Objective>
Will you transcribe all the entries word for word, skipping the pictures they hold?

◆ ◆ ◆ ◆ ◆

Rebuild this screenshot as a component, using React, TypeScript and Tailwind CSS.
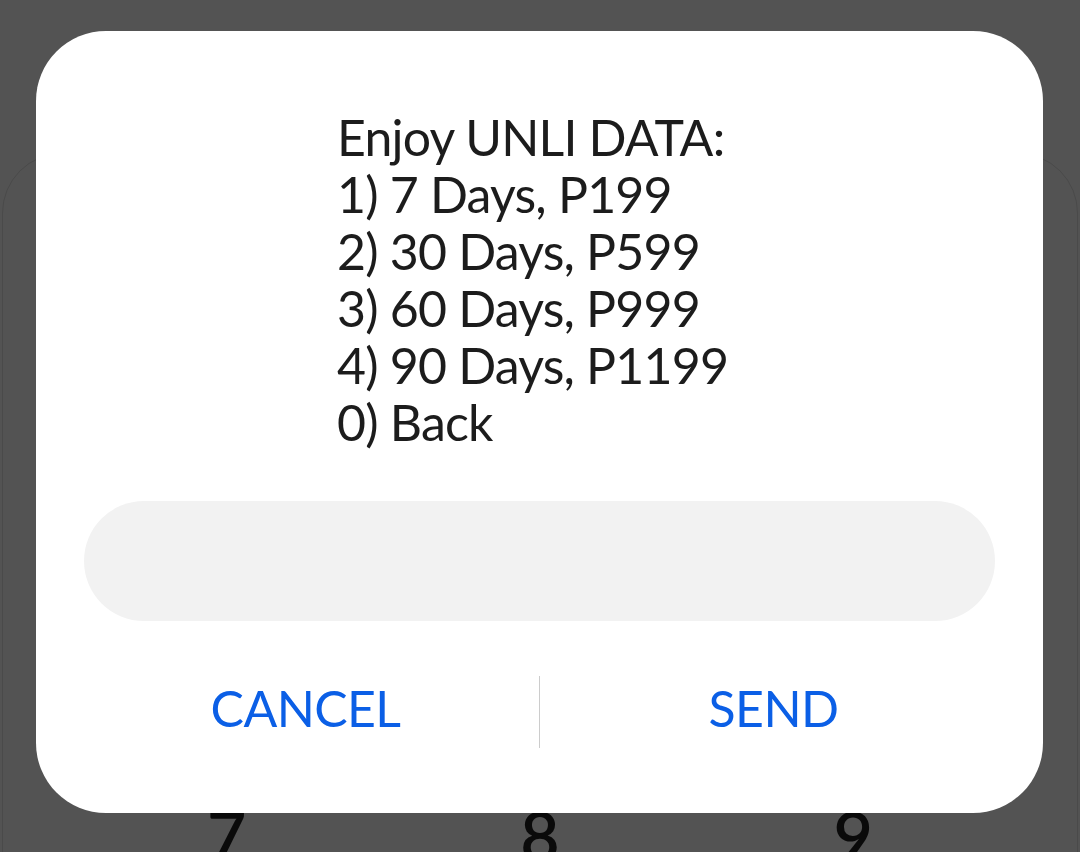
const lines = [
  "Enjoy UNLI DATA:",
  "1) 7 Days, P199",
  "2) 30 Days, P599",
  "3) 60 Days, P999",
  "4) 90 Days, P1199",
  "0) Back",
];

export default function App() {
  return (
    <div
      className="relative w-[1080px] h-[852px] overflow-hidden bg-[#535353]"
      style={{ fontFamily: "Lato, 'Noto Sans', sans-serif" }}
    >
      {/* dimmed page behind the dialog */}
      <div className="absolute left-[2px] right-[2px] top-[153px] h-[900px] rounded-[60px] border border-[#4a4a4a]" />
      <div className="absolute left-0 right-0 top-[801px] grid grid-cols-3 px-[70px] text-[68px] font-semibold leading-none text-[#0a0a0a]">
        <div className="text-center">7</div>
        <div className="text-center">8</div>
        <div className="text-center">9</div>
      </div>

      {/* USSD dialog */}
      <div className="absolute left-[36px] top-[31px] w-[1007px] h-[782px] rounded-[70px] bg-white">
        <div className="pt-[78px] pl-[301px] text-[50px] leading-[57px] tracking-[-0.8px] text-[#1c1c1c]">
          {lines.map((l) => (
            <div key={l}>{l}</div>
          ))}
        </div>

        <div className="mx-[48px] mt-[50px] h-[120px] rounded-full bg-[#f2f2f2]" />

        <div className="mt-[55px] flex h-[72px] items-center px-[36px] text-[50px] tracking-[-0.6px] text-[#0b5fe6]">
          <button className="flex-1 pb-[7px] text-center">CANCEL</button>
          <div className="h-full w-px bg-[#cccccc]" />
          <button className="flex-1 pb-[7px] text-center">SEND</button>
        </div>
      </div>
    </div>
  );
}
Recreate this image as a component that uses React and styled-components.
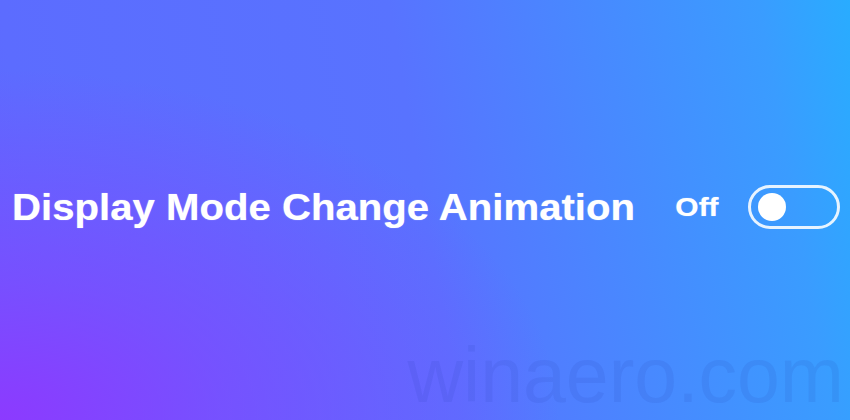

◆ ◆ ◆ ◆ ◆

Final result>
Rebuild this screenshot as a component, using React, TypeScript and Tailwind CSS.
const lines = [
  "Enjoy UNLI DATA:",
  "1) 7 Days, P199",
  "2) 30 Days, P599",
  "3) 60 Days, P999",
  "4) 90 Days, P1199",
  "0) Back",
];

export default function App() {
  return (
    <div
      className="relative w-[1080px] h-[852px] overflow-hidden bg-[#535353]"
      style={{ fontFamily: "Lato, 'Noto Sans', sans-serif" }}
    >
      {/* dimmed page behind the dialog */}
      <div className="absolute left-[2px] right-[2px] top-[153px] h-[900px] rounded-[60px] border border-[#4a4a4a]" />
      <div className="absolute left-0 right-0 top-[801px] grid grid-cols-3 px-[70px] text-[68px] font-semibold leading-none text-[#0a0a0a]">
        <div className="text-center">7</div>
        <div className="text-center">8</div>
        <div className="text-center">9</div>
      </div>

      {/* USSD dialog */}
      <div className="absolute left-[36px] top-[31px] w-[1007px] h-[782px] rounded-[70px] bg-white">
        <div className="pt-[78px] pl-[301px] text-[50px] leading-[57px] tracking-[-0.8px] text-[#1c1c1c]">
          {lines.map((l) => (
            <div key={l}>{l}</div>
          ))}
        </div>

        <div className="mx-[48px] mt-[50px] h-[120px] rounded-full bg-[#f2f2f2]" />

        <div className="mt-[55px] flex h-[72px] items-center px-[36px] text-[50px] tracking-[-0.6px] text-[#0b5fe6]">
          <button className="flex-1 pb-[7px] text-center">CANCEL</button>
          <div className="h-full w-px bg-[#cccccc]" />
          <button className="flex-1 pb-[7px] text-center">SEND</button>
        </div>
      </div>
    </div>
  );
}
Recreate this image as a component that uses React and styled-components.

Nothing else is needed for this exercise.